start SOURCE MATERIAL
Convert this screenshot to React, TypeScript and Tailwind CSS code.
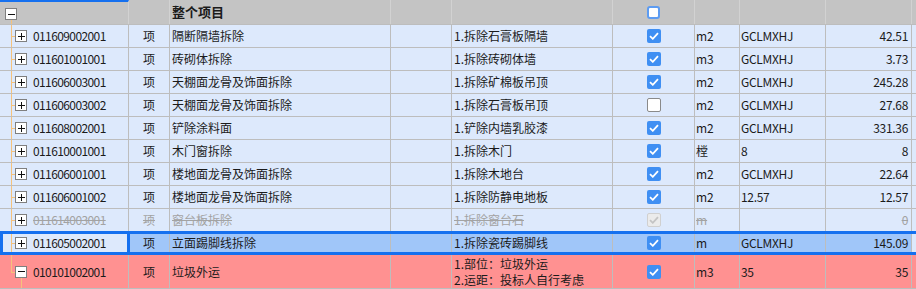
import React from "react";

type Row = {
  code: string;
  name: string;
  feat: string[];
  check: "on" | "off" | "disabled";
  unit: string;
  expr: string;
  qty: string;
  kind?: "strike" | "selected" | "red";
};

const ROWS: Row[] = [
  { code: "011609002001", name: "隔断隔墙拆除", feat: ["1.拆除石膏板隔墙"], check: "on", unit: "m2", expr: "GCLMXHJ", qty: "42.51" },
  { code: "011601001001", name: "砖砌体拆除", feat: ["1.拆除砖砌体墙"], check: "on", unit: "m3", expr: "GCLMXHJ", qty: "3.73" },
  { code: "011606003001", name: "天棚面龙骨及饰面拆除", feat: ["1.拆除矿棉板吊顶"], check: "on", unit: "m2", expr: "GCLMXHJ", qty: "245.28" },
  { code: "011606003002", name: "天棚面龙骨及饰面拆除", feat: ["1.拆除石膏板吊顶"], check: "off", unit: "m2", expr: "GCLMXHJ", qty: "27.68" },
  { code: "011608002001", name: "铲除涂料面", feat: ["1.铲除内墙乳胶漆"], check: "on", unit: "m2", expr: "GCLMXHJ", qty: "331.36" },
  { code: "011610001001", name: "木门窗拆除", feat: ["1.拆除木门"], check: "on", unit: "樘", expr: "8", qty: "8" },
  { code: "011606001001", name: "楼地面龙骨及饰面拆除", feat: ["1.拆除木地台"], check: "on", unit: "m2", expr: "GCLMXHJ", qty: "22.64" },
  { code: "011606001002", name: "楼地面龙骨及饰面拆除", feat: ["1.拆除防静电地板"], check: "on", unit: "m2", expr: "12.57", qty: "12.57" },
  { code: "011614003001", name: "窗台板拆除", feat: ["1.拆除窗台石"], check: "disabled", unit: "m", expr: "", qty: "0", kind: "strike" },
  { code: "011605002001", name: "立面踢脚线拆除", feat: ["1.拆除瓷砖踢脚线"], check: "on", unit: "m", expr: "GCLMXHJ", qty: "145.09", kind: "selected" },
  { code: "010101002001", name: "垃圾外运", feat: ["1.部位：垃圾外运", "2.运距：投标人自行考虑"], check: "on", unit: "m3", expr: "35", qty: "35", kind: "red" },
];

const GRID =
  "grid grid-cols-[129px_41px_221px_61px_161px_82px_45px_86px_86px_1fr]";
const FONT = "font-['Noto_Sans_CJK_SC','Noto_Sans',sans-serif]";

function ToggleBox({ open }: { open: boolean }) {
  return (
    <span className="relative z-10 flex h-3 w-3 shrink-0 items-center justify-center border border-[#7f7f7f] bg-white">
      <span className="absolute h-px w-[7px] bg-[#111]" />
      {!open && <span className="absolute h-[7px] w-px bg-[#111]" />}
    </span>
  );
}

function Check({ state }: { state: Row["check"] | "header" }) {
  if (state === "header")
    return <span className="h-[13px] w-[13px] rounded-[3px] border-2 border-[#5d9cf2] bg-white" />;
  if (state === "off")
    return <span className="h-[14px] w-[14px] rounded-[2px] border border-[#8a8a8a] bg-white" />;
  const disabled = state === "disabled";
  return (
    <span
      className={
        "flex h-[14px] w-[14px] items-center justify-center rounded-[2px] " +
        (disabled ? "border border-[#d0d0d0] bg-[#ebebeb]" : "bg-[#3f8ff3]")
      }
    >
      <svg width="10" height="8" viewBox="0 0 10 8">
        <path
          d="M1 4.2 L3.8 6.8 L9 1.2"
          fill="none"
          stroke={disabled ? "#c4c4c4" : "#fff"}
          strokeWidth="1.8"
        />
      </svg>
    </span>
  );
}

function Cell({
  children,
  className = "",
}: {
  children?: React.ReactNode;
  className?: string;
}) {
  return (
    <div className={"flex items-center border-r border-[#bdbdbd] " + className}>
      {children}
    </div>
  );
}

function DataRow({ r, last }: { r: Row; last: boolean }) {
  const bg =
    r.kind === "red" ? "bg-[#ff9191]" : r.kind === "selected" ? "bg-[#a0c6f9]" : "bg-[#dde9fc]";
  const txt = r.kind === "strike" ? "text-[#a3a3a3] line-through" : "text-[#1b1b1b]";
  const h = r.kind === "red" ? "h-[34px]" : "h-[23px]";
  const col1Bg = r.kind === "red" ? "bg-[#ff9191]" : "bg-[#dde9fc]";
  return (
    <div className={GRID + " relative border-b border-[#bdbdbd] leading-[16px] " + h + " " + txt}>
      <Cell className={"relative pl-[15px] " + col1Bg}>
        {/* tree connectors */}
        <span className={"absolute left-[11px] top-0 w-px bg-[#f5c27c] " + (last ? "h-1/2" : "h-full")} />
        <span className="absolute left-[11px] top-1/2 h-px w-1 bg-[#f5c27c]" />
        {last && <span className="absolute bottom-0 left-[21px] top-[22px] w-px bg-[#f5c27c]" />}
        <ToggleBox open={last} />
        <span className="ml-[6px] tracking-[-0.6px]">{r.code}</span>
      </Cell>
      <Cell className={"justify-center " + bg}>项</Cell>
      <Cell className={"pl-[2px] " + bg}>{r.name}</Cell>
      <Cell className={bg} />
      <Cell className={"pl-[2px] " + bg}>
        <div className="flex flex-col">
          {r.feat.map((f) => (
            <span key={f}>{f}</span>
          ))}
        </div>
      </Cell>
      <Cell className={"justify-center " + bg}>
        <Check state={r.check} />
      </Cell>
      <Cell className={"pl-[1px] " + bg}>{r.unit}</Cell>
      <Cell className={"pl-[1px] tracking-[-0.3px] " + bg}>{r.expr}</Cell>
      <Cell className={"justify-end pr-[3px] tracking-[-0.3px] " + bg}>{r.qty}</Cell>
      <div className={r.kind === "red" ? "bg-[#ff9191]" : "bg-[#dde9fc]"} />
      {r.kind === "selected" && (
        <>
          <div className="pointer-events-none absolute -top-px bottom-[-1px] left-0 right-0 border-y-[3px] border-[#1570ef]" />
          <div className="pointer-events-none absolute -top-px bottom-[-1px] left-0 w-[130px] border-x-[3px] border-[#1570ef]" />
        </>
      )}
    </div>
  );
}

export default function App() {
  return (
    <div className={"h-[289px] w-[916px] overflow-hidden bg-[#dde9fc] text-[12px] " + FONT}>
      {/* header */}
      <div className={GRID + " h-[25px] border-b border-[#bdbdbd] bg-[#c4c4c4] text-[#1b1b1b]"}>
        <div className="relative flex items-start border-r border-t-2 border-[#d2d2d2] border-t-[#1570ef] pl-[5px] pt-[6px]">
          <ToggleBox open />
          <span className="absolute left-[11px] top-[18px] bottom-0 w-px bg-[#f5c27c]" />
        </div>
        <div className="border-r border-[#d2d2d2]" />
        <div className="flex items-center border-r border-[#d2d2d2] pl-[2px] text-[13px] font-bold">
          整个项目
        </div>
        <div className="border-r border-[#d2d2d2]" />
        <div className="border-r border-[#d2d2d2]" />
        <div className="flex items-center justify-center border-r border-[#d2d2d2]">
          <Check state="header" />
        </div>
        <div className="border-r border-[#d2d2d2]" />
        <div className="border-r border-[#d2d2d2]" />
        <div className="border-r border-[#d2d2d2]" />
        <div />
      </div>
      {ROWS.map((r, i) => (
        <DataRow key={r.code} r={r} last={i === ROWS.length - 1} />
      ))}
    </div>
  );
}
end SOURCE MATERIAL
Copy out every line from the data above that has "React" in it.

**WRITTEN RESPONSE**
Convert this screenshot to React, TypeScript and Tailwind CSS code.
import React from "react";
  children?: React.ReactNode;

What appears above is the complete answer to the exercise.